Ideal temperature: Between 15°C and 20°C. Avoid storing oil near heat sources such as ovens, radiators, or stoves. The refrigerator is not necessary for olive oil, unless you live in a very hot climate (above 30°C constantly).
3. Oxygen
Contact with air oxygen causes oil oxidation, a process that generates compounds that give rise to the characteristic rancid flavor. The more air comes into contact with the oil, the faster it will oxidize.
Practical tip: Once the container is opened, try to consume the oil within a reasonable time (3-6 months). If you have a large container, consider transferring some of the oil to smaller bottles to minimize contact with air. Always close the container well after each use.
4. Container Type
The container material significantly influences storage. The best containers are:
- Dark glass bottles: Protect from light and are inert (do not react with oil).
- Stainless steel or tin cans: Completely opaque and airtight, ideal for long-term storage.
- Opaque ceramic bottles: Traditional and effective, as long as they are well sealed.
Avoid: Transparent plastic containers, transparent glass bottles without protection, and never reuse containers that have contained other products (especially detergents or chemicals).
5. Time
Although olive oil does not have a strict expiration date (it doesn't "spoil" like perishable foods), it does have a best-before date. Over time, even under optimal conditions, the oil will gradually lose its most volatile compounds and its flavor will soften.

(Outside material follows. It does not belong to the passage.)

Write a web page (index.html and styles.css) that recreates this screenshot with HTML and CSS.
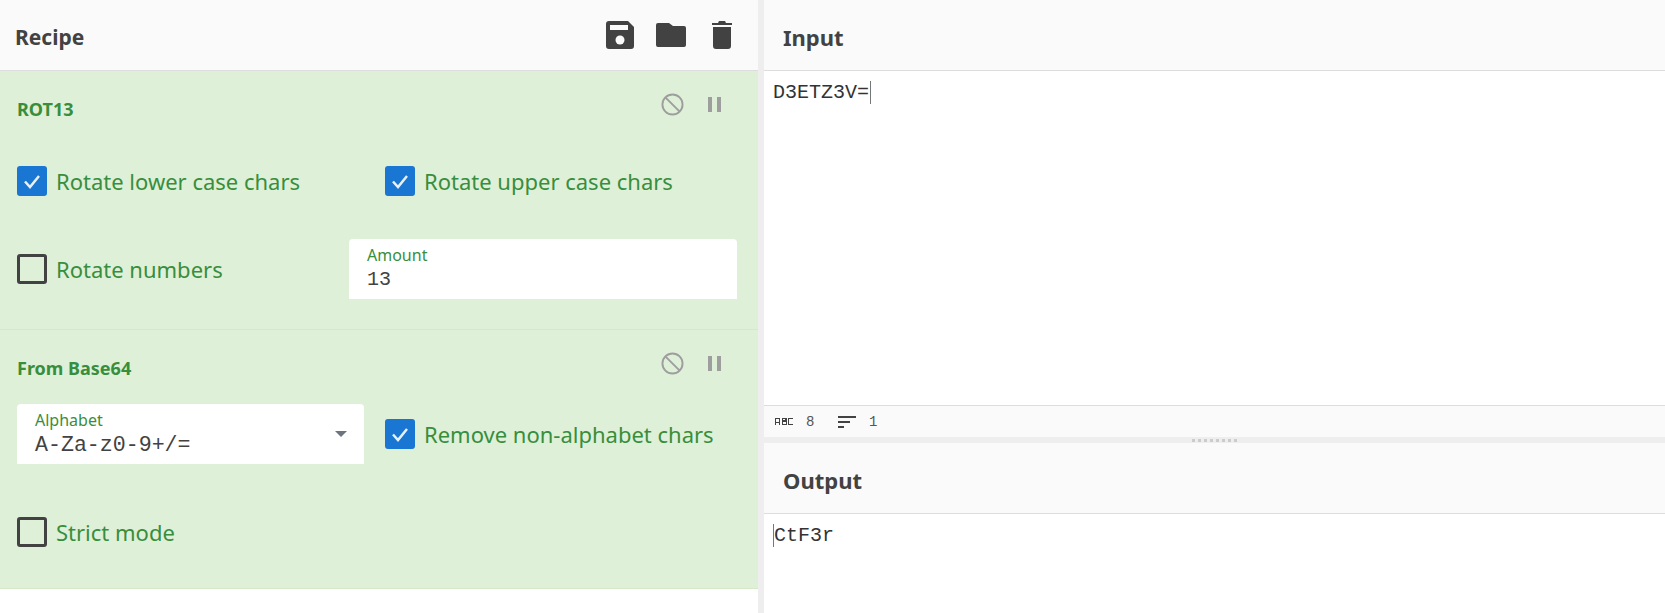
FILE: index.html
```html
<!DOCTYPE html>
<html>
<head>
    <meta name="viewport" content="width=device-width, initial-scale=1.0">
    <link rel="stylesheet" href="styles.css">
</head>
<body>
    <div class="recipe">
        <div class="pane-head">
            <div class="pane-title">Recipe</div>
            <div class="head-icons">
                <svg class="icon-save" viewBox="0 0 28 28"><path d="M3 0h19l6 6v19a3 3 0 0 1-3 3H3a3 3 0 0 1-3-3V3a3 3 0 0 1 3-3z"/><rect class="cut" x="4" y="4" width="18" height="5"/><circle class="cut" cx="14" cy="19" r="4.5"/></svg>
                <svg class="icon-folder" viewBox="0 0 30 24"><path d="M2 0h11l4 3h11a2 2 0 0 1 2 2v17a2 2 0 0 1-2 2H2a2 2 0 0 1-2-2V2a2 2 0 0 1 2-2z"/></svg>
                <svg class="icon-trash" viewBox="0 0 20 28"><path d="M7 0h6l1 2h6v2H0V2h6zM1 6h18v19a3 3 0 0 1-3 3H4a3 3 0 0 1-3-3z"/></svg>
            </div>
        </div>

        <div class="op">
            <div class="op-head">
                <div class="op-title">ROT13</div>
                <div class="op-icons">
                    <svg class="icon-off" viewBox="0 0 24 24"><circle cx="12" cy="12" r="10.5"/><path d="M4.5 4.5l15 15"/></svg>
                    <svg class="icon-pause" viewBox="0 0 13 15"><path d="M0 0h4v15H0zM9 0h4v15H9z"/></svg>
                </div>
            </div>
            <div class="row first-row">
                <label class="check wide">
                    <span class="box on"><svg viewBox="0 0 30 30"><path d="M8 15.5l5 5.5 9-11"/></svg></span>
                    <span>Rotate lower case chars</span>
                </label>
                <label class="check">
                    <span class="box on"><svg viewBox="0 0 30 30"><path d="M8 15.5l5 5.5 9-11"/></svg></span>
                    <span>Rotate upper case chars</span>
                </label>
            </div>
            <div class="row amount-row">
                <label class="check narrow">
                    <span class="box"></span>
                    <span>Rotate numbers</span>
                </label>
                <div class="field amount">
                    <div class="field-label">Amount</div>
                    <div class="field-value">13</div>
                </div>
            </div>
        </div>

        <div class="op">
            <div class="op-head">
                <div class="op-title">From Base64</div>
                <div class="op-icons">
                    <svg class="icon-off" viewBox="0 0 24 24"><circle cx="12" cy="12" r="10.5"/><path d="M4.5 4.5l15 15"/></svg>
                    <svg class="icon-pause" viewBox="0 0 13 15"><path d="M0 0h4v15H0zM9 0h4v15H9z"/></svg>
                </div>
            </div>
            <div class="row select-row">
                <div class="field alphabet">
                    <div class="field-label">Alphabet</div>
                    <div class="field-value big">A-Za-z0-9+/=</div>
                    <span class="arrow"></span>
                </div>
                <label class="check">
                    <span class="box on"><svg viewBox="0 0 30 30"><path d="M8 15.5l5 5.5 9-11"/></svg></span>
                    <span>Remove non-alphabet chars</span>
                </label>
            </div>
            <div class="row strict-row">
                <label class="check">
                    <span class="box"></span>
                    <span>Strict mode</span>
                </label>
            </div>
        </div>
    </div>

    <div class="gutter"></div>

    <div class="io">
        <div class="input-pane">
            <div class="pane-head">
                <div class="pane-title io-title">Input</div>
            </div>
            <div class="text-area"><span class="caret-after">D3ETZ3V=</span></div>
            <div class="status-bar">
                <svg class="icon-abc" viewBox="0 0 18 7"><path d="M0 0h5v7H4V5H1v2H0zM1 1v3h3V1zM7 0h5v7H7zM8 1v1h2V1zM8 4v2h3V4zM13 0h5v1h-4v5h4v1h-5z"/></svg>
                <span class="stat">8</span>
                <svg class="icon-lines" viewBox="0 0 18 12"><path d="M0 0h18v2H0zM0 5h12v2H0zM0 10h6v2H0z"/></svg>
                <span class="stat">1</span>
            </div>
        </div>
        <div class="h-gutter">
            <div class="dots">
                <i></i><i></i><i></i><i></i><i></i><i></i><i></i><i></i>
            </div>
        </div>
        <div class="pane-head">
            <div class="pane-title io-title">Output</div>
        </div>
        <div class="text-area"><span class="caret-before">CtF3r</span></div>
    </div>
</body>
</html>
```

FILE: styles.css
```css
* {
    margin: 0;
    padding: 0;
    box-sizing: border-box;
}

body {
    height: 100vh;
    background: white;
    color: #424242;
    font-family: "Noto Sans", sans-serif;
    display: grid;
    grid-template-columns: 758px 6px 1fr;
    overflow: hidden;
}

.pane-head {
    height: 71px;
    background: #fafafa;
    border-bottom: 1px solid #ddd;
    display: flex;
    justify-content: space-between;
    align-items: center;
    padding-left: 15px;
}

.pane-title {
    font-size: 21px;
    font-weight: 700;
    padding-top: 4px;
}

.io-title {
    padding-left: 4px;
    font-size: 22px;
}

.head-icons {
    display: flex;
    align-items: center;
    gap: 22px;
    padding-right: 26px;
    margin-top: -1px;
}

.head-icons svg {
    fill: #424242;
    display: block;
}

.icon-save { width: 28px; height: 28px; }
.icon-folder { width: 30px; height: 24px; }
.icon-trash { width: 20px; height: 28px; margin-left: 4px; }

.icon-save .cut {
    fill: #fafafa;
}

.op {
    height: 259px;
    background: #dff0d8;
    color: #388e3c;
    border-bottom: 1px solid #d6e9c6;
    padding: 0 21px 0 17px;
}

.op-head {
    height: 74px;
    display: flex;
    justify-content: space-between;
    align-items: center;
}

.op-title {
    font-size: 18px;
    font-weight: 700;
    padding-top: 1px;
}

.op-icons {
    display: flex;
    align-items: center;
    gap: 24px;
    padding-right: 16px;
    margin-top: -8px;
}

.icon-off {
    width: 23px;
    height: 23px;
    fill: none;
    stroke: #9e9e9e;
    stroke-width: 2;
}

.icon-pause {
    width: 13px;
    height: 15px;
    fill: #9e9e9e;
}

.row {
    display: flex;
    align-items: center;
}

.first-row { margin-top: 21px; }
.amount-row { margin-top: 43px; }
.select-row { margin-top: 0; }
.strict-row { margin-top: 53px; }

.check {
    display: flex;
    align-items: center;
    gap: 9px;
    font-size: 22px;
    line-height: 30px;
    white-space: nowrap;
}

.check.wide { width: 368px; }
.check.narrow { width: 332px; }

.box {
    width: 30px;
    height: 30px;
    flex: none;
    border: 3px solid #424242;
    border-radius: 3px;
}

.box.on {
    background: #1976d2;
    border: none;
}

.box svg {
    display: block;
    fill: none;
    stroke: #e8f1f8;
    stroke-width: 2.5;
}

.field {
    position: relative;
    height: 60px;
    background: white;
    border-radius: 4px 4px 0 0;
    padding: 6px 18px 0;
}

.field.amount { width: 388px; }
.field.alphabet { width: 347px; margin-right: 21px; }

.field-label {
    font-size: 16px;
    line-height: 21px;
}

.field-value {
    color: #424242;
    font-family: "Liberation Mono", monospace;
    font-size: 20px;
    line-height: 28px;
}

.field-value.big {
    font-size: 21.6px;
}

.arrow {
    position: absolute;
    right: 17px;
    top: 27px;
    border-left: 6px solid transparent;
    border-right: 6px solid transparent;
    border-top: 6px solid #6c757d;
}

.gutter {
    background: #eee;
}

.io {
    display: flex;
    flex-direction: column;
}

.input-pane {
    display: flex;
    flex-direction: column;
    height: 437px;
}

.text-area {
    flex: 1;
    padding: 10px 9px;
    font-family: "Liberation Mono", monospace;
    font-size: 20px;
    line-height: 23px;
    color: #333;
}

.caret-after { border-right: 1px solid #777; padding-right: 1px; }
.caret-before { border-left: 1px solid #777; }

.status-bar {
    height: 32px;
    background: #fafafa;
    border-top: 1px solid #ddd;
    display: flex;
    align-items: center;
    padding-left: 11px;
    color: #555;
    font-family: "Liberation Mono", monospace;
    font-size: 14px;
}

.stat {
    margin-left: 13px;
    width: 32px;
}

.icon-abc { width: 18px; height: 7px; fill: #424242; }
.icon-lines { width: 18px; height: 12px; fill: #424242; margin-left: 0; }

.h-gutter {
    height: 6px;
    background: #eee;
    display: flex;
    justify-content: center;
    align-items: center;
}

.dots {
    display: flex;
    gap: 3px;
}

.dots i {
    width: 3px;
    height: 3px;
    background: #ccc;
}
```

Recommendation: Consume the oil within 18-24 months from its harvest or packaging date. Early harvest oils have a higher concentration of antioxidants and usually keep better.
Common Mistakes When Storing Olive Oil
Mistake 1: Storing it on the Kitchen Counter
Many people store oil on the counter, near the window or stove. This exposes the oil to direct light and constant temperature changes, accelerating its degradation.
Mistake 2: Using Transparent Oil Dispensers
Transparent glass oil dispensers may look nice, but they expose the oil to light. If you use them, make sure to store them in a dark cabinet when not in use.
Mistake 3: Leaving the Container Open
Forgetting to close the container well after using the oil increases contact with oxygen and accelerates oxidation.
Mistake 4: Storing in the Refrigerator (in Normal Climates)
Unless you live in a very hot climate, storing oil in the refrigerator is not necessary and can cause solidification, making it more difficult to use. Additionally, temperature changes when taking it out and putting it in can create condensation.
How to Know if an Oil Has Oxidized or Gone Rancid
A rancid oil presents clear characteristics that you can identify:
- Smell: Loses its characteristic fruity aroma and acquires a smell of wax, varnish, or even paint. If it smells "rancid," it definitely is.
- Taste: The flavor becomes flat, without the characteristic spiciness and bitterness of fresh EVOO. It may have a metallic taste or taste like wet cardboard.
- Color: May become paler or acquire a dull yellowish tone.
Practical Tips to Maximize Your Olive Oil
1. Use the Right Oil for Each Preparation
Not all olive oils are the same, and not all uses require the same type of oil:
- Raw (dressings, salads, toast): Use your best EVOO, the highest quality one. This is where you'll really appreciate its flavor, aroma, and properties.
- For medium-heat cooking: A good quality EVOO but not necessarily the most premium. Moderate heat doesn't destroy all properties, but it does soften the most intense flavors.
- For frying: Use virgin olive oil (not necessarily extra) or even refined olive oil. High temperatures (above 180°C) degrade phenolic compounds, so it doesn't make sense to use your best oil for frying.
2. Maximum Recommended Temperatures
Extra virgin olive oil has a smoke point of approximately 160-190°C, depending on its acidity and quality. To preserve its properties:
- For raw consumption: No temperature limit (consumed cold).
- For sautéing and gentle cooking: Keep temperature below 160°C.
- For frying: Don't exceed 180°C. If the oil smokes a lot, it's too hot and its properties are degrading.
Conclusion
Properly storing your extra virgin olive oil is not complicated, but requires attention to detail. Protecting it from light, heat, oxygen, and excessive time will ensure you enjoy all its properties and flavor for longer.
Remember: good olive oil is an investment in health and flavor. With these tips, you can get the most out of every drop and enjoy the quality you paid for.